— start —

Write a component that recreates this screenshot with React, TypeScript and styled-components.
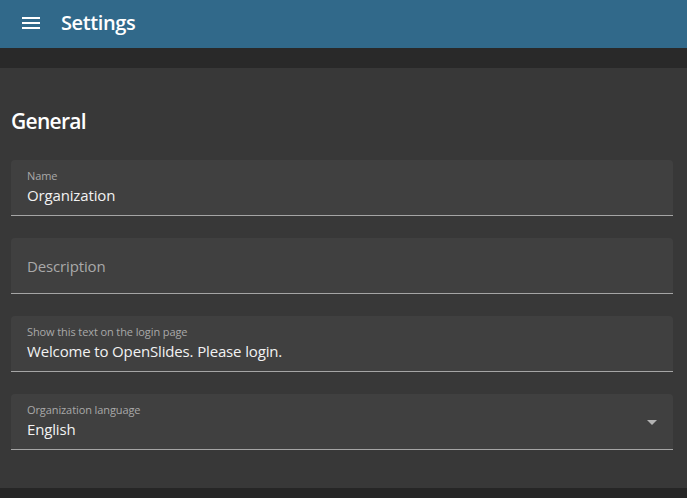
import React from 'react';
import styled, { createGlobalStyle } from 'styled-components';

const GlobalStyle = createGlobalStyle`
    html, body {
        margin: 0;
        padding: 0;
        background: #262626;
        font-family: "Open Sans", "Noto Sans", sans-serif;
    }
`;

interface IField {
    label: string;
    value?: string;
    select?: boolean;
}

const fields: IField[] = [
    { label: 'Name', value: 'Organization' },
    { label: 'Description' },
    { label: 'Show this text on the login page', value: 'Welcome to OpenSlides. Please login.' },
    { label: 'Organization language', value: 'English', select: true },
];

const App = () => {
    return (
        <>
            <GlobalStyle />
            <Page>
                <Toolbar>
                    <MenuButton aria-label="menu">
                        <svg width="24" height="24" viewBox="0 0 24 24">
                            <path d="M3 18h18v-2H3v2zm0-5h18v-2H3v2zm0-7v2h18V6H3z" fill="#fff" />
                        </svg>
                    </MenuButton>
                    <Title>Settings</Title>
                </Toolbar>
                <Content>
                    <Card>
                        <Heading>General</Heading>
                        <FieldList>
                            {fields.map(field => (
                                <Field key={field.label}>
                                    {field.value !== undefined ? (
                                        <>
                                            <FloatLabel>{field.label}</FloatLabel>
                                            <Value>{field.value}</Value>
                                        </>
                                    ) : (
                                        <Placeholder>{field.label}</Placeholder>
                                    )}
                                    {field.select && <Arrow />}
                                </Field>
                            ))}
                        </FieldList>
                    </Card>
                </Content>
            </Page>
        </>
    )
}

export default App;

const Page = styled.div`
    width: 687px;
    height: 498px;
    display: flex;
    flex-direction: column;
    background: #262626;
    overflow: hidden;
`;
const Toolbar = styled.header`
    height: 48px;
    flex-shrink: 0;
    display: flex;
    align-items: center;
    padding: 0 19px;
    background: #31698a;
    color: #fff;
    gap: 18px;
`;
const MenuButton = styled.div`
    width: 24px;
    height: 24px;
    display: flex;
    margin-top: -2px;
`;
const Title = styled.h1`
    margin: -3px 0 0;
    font-size: 20px;
    font-weight: 600;
    letter-spacing: -0.4px;
`;
const Content = styled.main`
    background: #292929;
    padding-top: 20px;
`;
const Card = styled.section`
    background: #383838;
    padding: 38px 14px 16px 11px;
    height: 420px;
    box-sizing: border-box;
`;
const Heading = styled.h2`
    margin: 0 0 24px;
    font-size: 21px;
    line-height: 30px;
    font-weight: 600;
    color: #fff;
    letter-spacing: -0.7px;
`;
const FieldList = styled.div`
    display: flex;
    flex-direction: column;
    gap: 22px;
`;
const Field = styled.div`
    position: relative;
    height: 55px;
    background: #404040;
    border-bottom: 1px solid #a5a5a5;
    border-radius: 4px 4px 0 0;
    padding: 0 16px;
    display: flex;
    flex-direction: column;
    justify-content: center;
`;
const FloatLabel = styled.div`
    font-size: 11px;
    line-height: 14px;
    color: #a9a9a9;
    letter-spacing: -0.1px;
    margin-top: -1px;
`;
const Value = styled.div`
    font-size: 15px;
    line-height: 22px;
    color: #f2f2f2;
    letter-spacing: -0.15px;
    margin-top: 1px;
`;
const Placeholder = styled.div`
    font-size: 15px;
    color: #a9a9a9;
    letter-spacing: -0.15px;
    padding-top: 1px;
`;
const Arrow = styled.span`
    position: absolute;
    right: 16px;
    top: 26px;
    width: 0;
    height: 0;
    border-left: 5px solid transparent;
    border-right: 5px solid transparent;
    border-top: 5px solid #b3b3b3;
`;
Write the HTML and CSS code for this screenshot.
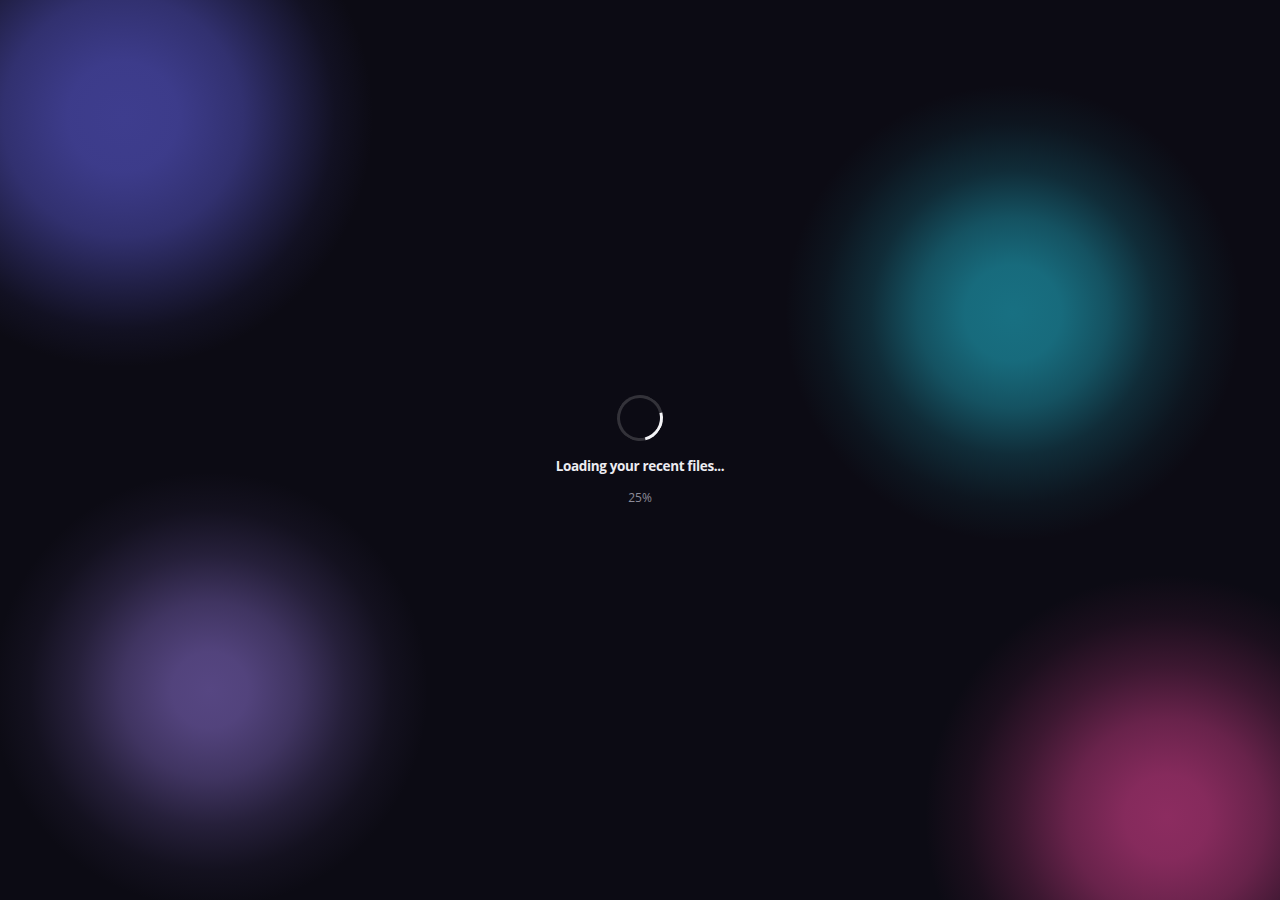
FILE: index.html
```html
<!DOCTYPE html>
<html lang="en">
<head>
<meta charset="utf-8">
<title>Loading</title>
<link rel="stylesheet" href="styles.css">
</head>
<body>
<main class="loader">
  <div class="spinner" role="progressbar" aria-valuenow="25" aria-valuemin="0" aria-valuemax="100"></div>
  <p class="loader-title">Loading your recent files...</p>
  <p class="loader-percent">25%</p>
</main>
</body>
</html>
```

FILE: styles.css
```css
html, body {
  margin: 0;
  height: 100%;
}

body {
  background-color: #0c0b14;
  background-image:
    radial-gradient(circle at 123px 117px,
      rgba(62, 61, 142, 1) 0,
      rgba(62, 61, 142, 0.97) 55px,
      rgba(62, 61, 142, 0.75) 120px,
      rgba(62, 61, 142, 0.4) 170px,
      rgba(62, 61, 142, 0.12) 212px,
      rgba(62, 61, 142, 0) 250px),
    radial-gradient(circle at 1013px 313px,
      rgba(24, 112, 130, 1) 0,
      rgba(24, 112, 130, 0.95) 48px,
      rgba(24, 112, 130, 0.7) 95px,
      rgba(24, 112, 130, 0.33) 142px,
      rgba(24, 112, 130, 0.1) 190px,
      rgba(24, 112, 130, 0) 228px),
    radial-gradient(circle at 210px 690px,
      rgba(86, 70, 130, 1) 0,
      rgba(86, 70, 130, 0.95) 38px,
      rgba(86, 70, 130, 0.7) 88px,
      rgba(86, 70, 130, 0.35) 135px,
      rgba(86, 70, 130, 0.1) 180px,
      rgba(86, 70, 130, 0) 218px),
    radial-gradient(circle at 1167px 817px,
      rgba(140, 44, 96, 1) 0,
      rgba(140, 44, 96, 0.95) 42px,
      rgba(140, 44, 96, 0.72) 98px,
      rgba(140, 44, 96, 0.38) 150px,
      rgba(140, 44, 96, 0.12) 200px,
      rgba(140, 44, 96, 0) 242px);
  background-repeat: no-repeat;
  font-family: "Segoe UI", "Open Sans", "Noto Sans", sans-serif;
  color: #ececf1;
}

.loader {
  height: 100%;
  display: flex;
  flex-direction: column;
  align-items: center;
  justify-content: center;
}

.spinner {
  width: 40px;
  height: 40px;
  border: 3px solid rgba(255, 255, 255, 0.16);
  border-right-color: #f4f4f7;
  border-radius: 50%;
  transform: rotate(31deg);
  margin-bottom: 15px;
}

.loader-title {
  margin: 0;
  font-size: 13.5px;
  line-height: 20px;
  font-weight: 700;
  letter-spacing: -0.35px;
  color: #ececf1;
}

.loader-percent {
  margin: 13px 0 0;
  font-size: 12px;
  line-height: 17px;
  color: #8c8b99;
}
```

— end —

▸ EXERCISE DETAILS: Find each line in the records holding the string "components" and show it.

▸ OUTPUT BELOW:
Write a component that recreates this screenshot with React, TypeScript and styled-components.
import styled, { createGlobalStyle } from 'styled-components';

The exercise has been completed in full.